Module: Regexp::Irc

Defined in:
lib/rbot/irc.rb,
lib/rbot/core/utils/extends.rb

Overview

We start with some IRC related regular expressions, used to match Irc::User nicks and users and Irc::Channel names

For each of them we define two versions of the regular expression:

  • a generic one, which should match for any server but may turn out to match more than a specific server would accept

  • an RFC-compliant matcher

Constant Summary collapse

CHAN_FIRST =

Channel-name-matching regexps

/[#&+]/
CHAN_SAFE =
/![A-Z0-9]{5}/
CHAN_ANY =
/[^\x00\x07\x0A\x0D ,:]/
GEN_CHAN =
/(?:#{CHAN_FIRST}|#{CHAN_SAFE})#{CHAN_ANY}+/
RFC_CHAN =
/#{CHAN_FIRST}#{CHAN_ANY}{1,49}|#{CHAN_SAFE}#{CHAN_ANY}{1,44}/
SPECIAL_CHAR =

Nick-matching regexps

/[\x5b-\x60\x7b-\x7d]/
NICK_FIRST =
/#{SPECIAL_CHAR}|[[:alpha:]]/
NICK_ANY =
/#{SPECIAL_CHAR}|[[:alnum:]]|-/
GEN_NICK =
/#{NICK_FIRST}#{NICK_ANY}+/
RFC_NICK =
/#{NICK_FIRST}#{NICK_ANY}{0,8}/
USER_CHAR =
/[^\x00\x0a\x0d @]/
GEN_USER =
/#{USER_CHAR}+/
HOSTNAME_COMPONENT =

Host-matching regexps

/[[:alnum:]](?:[[:alnum:]]|-)*[[:alnum:]]*/
HOSTNAME =
/#{HOSTNAME_COMPONENT}(?:\.#{HOSTNAME_COMPONENT})*/
HOSTADDR =
/#{IP_ADDR}|#{IP6_ADDR}/
GEN_HOST =
/#{HOSTNAME}|#{HOSTADDR}/
GEN_HOST_EXT =

Sadly, different networks have different, RFC-breaking ways of cloaking the actualy host address: see above for an example to handle FreeNode. Another example would be Azzurra, wich also inserts a “=” in the cloacked host. So let’s just not care about this and go with the simplest thing:

/\S+/
GEN_USER_ID =

User-matching Regexp

/(#{GEN_NICK})(?:(?:!(#{GEN_USER}))?@(#{GEN_HOST_EXT}))?/
BANG_AT =

Things such has the BIP proxy send invalid nicks in a complete netmask, so we want to match this, rather: this matches either a compliant nick or a a string with a very generic nick, a very generic hostname after an @ sign, and an optional user after a !
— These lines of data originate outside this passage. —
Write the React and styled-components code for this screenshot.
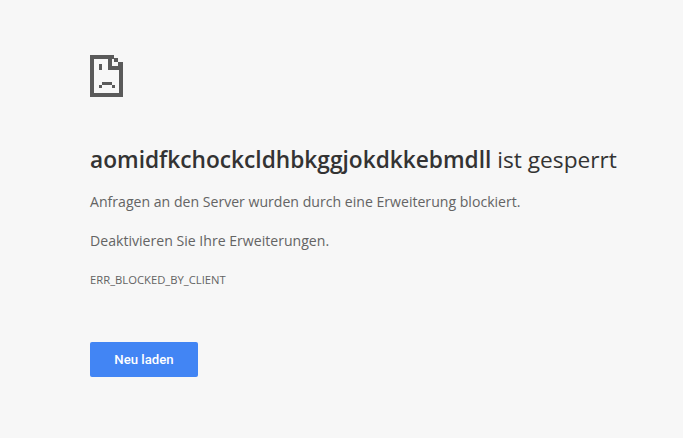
import React from "react"
import styled, { createGlobalStyle } from "styled-components"

const GlobalStyle = createGlobalStyle`
  html, body {
    margin: 0;
    height: 100%;
    background: #f7f7f7;
  }
`

const Page = styled("div")`
  box-sizing: border-box;
  height: 438px;
  padding: 55px 0 0 90px;
  font-family: "Open Sans", "Noto Sans", sans-serif;
  color: #646464;
  overflow: hidden;
`

const Icon = styled("svg")`
  display: block;
  width: 33px;
  height: 42px;
`

const Title = styled("h1")`
  margin: 48px 0 0;
  font-size: 22.7px;
  line-height: 30px;
  font-weight: 400;
  color: #333333;
  white-space: nowrap;
`

const Host = styled("strong")`
  font-weight: 600;
`

const Message = styled("p")`
  margin: ${({ $top }) => $top}px 0 0;
  font-size: 14.1px;
  line-height: 20px;
  white-space: nowrap;
`

const Code = styled("div")`
  margin-top: 21px;
  font-size: 11.25px;
  line-height: 16px;
  text-transform: uppercase;
`

const ReloadButton = styled("button")`
  display: block;
  width: 108px;
  height: 35px;
  margin-top: 54px;
  padding: 0;
  border: 0;
  border-radius: 2px;
  background: #4285f4;
  color: #ffffff;
  font-family: Roboto, sans-serif;
  font-size: 13.2px;
  font-weight: 500;
`

const SadPage = () => (
  <Icon viewBox="0 0 33 42" shapeRendering="crispEdges" fill="#5a5a5a">
    <path d="M0 0h24v4H4v34h25V15h4v27H0z" />
    <path d="M18 4h4v7h11v4H18zM24 3h4v4h-4zM28 7h5v4h-5z" />
    <path d="M9 9h3v6H9zM9 30h3v3H9zM12 27h10v3H12zM22 30h3v3h-3z" />
  </Icon>
)

export default function App() {
  return (
    <Page>
      <GlobalStyle />
      <SadPage />
      <Title>
        <Host>aomidfkchockcldhbkggjokdkkebmdll</Host> ist gesperrt
      </Title>
      <Message $top={17}>Anfragen an den Server wurden durch eine Erweiterung blockiert.</Message>
      <Message $top={19}>Deaktivieren Sie Ihre Erweiterungen.</Message>
      <Code>ERR_BLOCKED_BY_CLIENT</Code>
      <ReloadButton>Neu laden</ReloadButton>
    </Page>
  )
}
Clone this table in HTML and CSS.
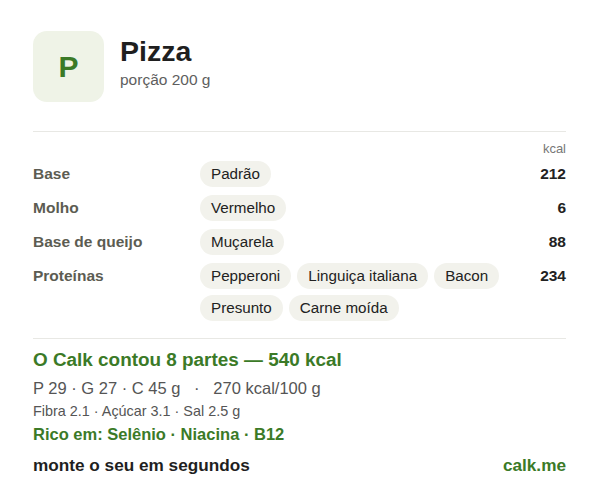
FILE: index.html
```html
<!DOCTYPE html>
<html lang="pt-BR">
<head>
    <meta charset="UTF-8">
    <meta name="viewport" content="width=device-width, initial-scale=1.0">
    <title>Pizza - Calk</title>
    <link rel="stylesheet" href="styles.css">
</head>
<body>

    <div class="card">
        <div class="header">
            <div class="avatar">P</div>
            <div class="header-text">
                <h1>Pizza</h1>
                <p class="portion">porção 200 g</p>
            </div>
        </div>

        <div class="parts">
            <div class="unit">kcal</div>

            <div class="row">
                <div class="label">Base</div>
                <div class="chips"><span class="chip">Padrão</span></div>
                <div class="value">212</div>
            </div>
            <div class="row">
                <div class="label">Molho</div>
                <div class="chips"><span class="chip">Vermelho</span></div>
                <div class="value">6</div>
            </div>
            <div class="row">
                <div class="label">Base de queijo</div>
                <div class="chips"><span class="chip">Muçarela</span></div>
                <div class="value">88</div>
            </div>
            <div class="row">
                <div class="label">Proteínas</div>
                <div class="chips">
                    <span class="chip">Pepperoni</span>
                    <span class="chip">Linguiça italiana</span>
                    <span class="chip">Bacon</span>
                    <span class="chip">Presunto</span>
                    <span class="chip">Carne moída</span>
                </div>
                <div class="value">234</div>
            </div>
        </div>

        <div class="summary">
            <h2>O Calk contou 8 partes — 540 kcal</h2>
            <p class="macros">P 29 · G 27 · C 45 g &nbsp; · &nbsp; 270 kcal/100 g</p>
            <p class="extras">Fibra 2.1 · Açúcar 3.1 · Sal 2.5 g</p>
            <p class="rich">Rico em: Selênio · Niacina · B12</p>
        </div>

        <div class="footer">
            <span class="cta">monte o seu em segundos</span>
            <span class="brand">calk.me</span>
        </div>
    </div>

</body>
</html>
```

FILE: styles.css
```css
body {
    margin: 0;
    padding: 0;
    background-color: #ffffff;
    font-family: "Liberation Sans", Arial, sans-serif;
    color: #222;
}

.card {
    padding: 31px 34px 0 33px;
}

.header {
    display: flex;
    align-items: center;
    gap: 16px;
    padding-bottom: 29px;
    border-bottom: 1px solid #e8e8e4;
}

.avatar {
    width: 71px;
    height: 71px;
    border-radius: 14px;
    background-color: #eff3e7;
    color: #3b7a27;
    font-size: 30px;
    font-weight: bold;
    display: flex;
    justify-content: center;
    align-items: center;
}

.header-text {
    margin-top: -10px;
}

h1 {
    margin: 0;
    font-size: 28.5px;
    line-height: 32px;
    color: #1f1f1f;
}

.portion {
    margin: 4px 0 0;
    font-size: 15.5px;
    color: #5e5e5e;
}

.parts {
    padding-top: 10px;
    padding-bottom: 17px;
    border-bottom: 1px solid #e8e8e4;
}

.unit {
    text-align: right;
    font-size: 13px;
    line-height: 13px;
    color: #777;
    margin-bottom: 6px;
}

.row {
    display: grid;
    grid-template-columns: 167px 1fr 60px;
    align-items: start;
    margin-bottom: 8px;
}

.row:last-child {
    margin-bottom: 0;
}

.label,
.value {
    font-size: 15.5px;
    font-weight: bold;
    line-height: 26px;
}

.label {
    color: #5c5c52;
}

.value {
    text-align: right;
    color: #222;
}

.chips {
    display: flex;
    flex-wrap: wrap;
    gap: 6px 6px;
}

.chip {
    background-color: #f2f2ec;
    border-radius: 13px;
    padding: 0 11px;
    font-size: 15.2px;
    line-height: 26px;
    color: #222;
}

.summary {
    padding-top: 9px;
}

h2 {
    margin: 0;
    font-size: 18.9px;
    line-height: 24px;
    color: #3b7a27;
}

.macros {
    margin: 6px 0 0;
    font-size: 16.5px;
    line-height: 20px;
    color: #555;
}

.extras {
    margin: 5px 0 0;
    font-size: 14.4px;
    line-height: 16px;
    color: #555;
}

.rich {
    margin: 5px 0 0;
    font-size: 16.5px;
    font-weight: bold;
    line-height: 20px;
    color: #3b7a27;
}

.footer {
    display: flex;
    justify-content: space-between;
    align-items: center;
    margin-top: 11px;
    font-size: 17.2px;
    font-weight: bold;
    line-height: 20px;
}

.cta {
    color: #1f1f1f;
}

.brand {
    color: #3b7a27;
}
```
/#{GEN_NICK}|\S+?(?:!\S+?)?@\S+?/
CHAN_LIST =

Match a list of channel anmes separated by optional commas, whitespace and optionally the word “and”

Regexp.new_list(GEN_CHAN)
IN_CHAN =

Match “in #channel” or “on #channel” and/or “in private” (optionally shortened to “in pvt”), returning the channel name or the word ‘private’ or ‘pvt’ as capture

/#{IN_ON}\s+(#{GEN_CHAN})|(here)|/
IN_CHAN_PVT =
/#{IN_CHAN}|in\s+(private|pvt)/
IN_CHAN_LIST_SFX =

As above, but with channel lists

Regexp.new_list(/#{GEN_CHAN}|here/, IN_ON)
IN_CHAN_LIST =
/#{IN_ON}\s+#{IN_CHAN_LIST_SFX}|anywhere|everywhere/
IN_CHAN_LIST_PVT_SFX =
Regexp.new_list(/#{GEN_CHAN}|here|private|pvt/, IN_ON)
IN_CHAN_LIST_PVT =
/#{IN_ON}\s+#{IN_CHAN_LIST_PVT_SFX}|anywhere|everywhere/
NICK_LIST =

Match a list of nicknames separated by optional commas, whitespace and optionally the word “and”

Regexp.new_list(GEN_NICK)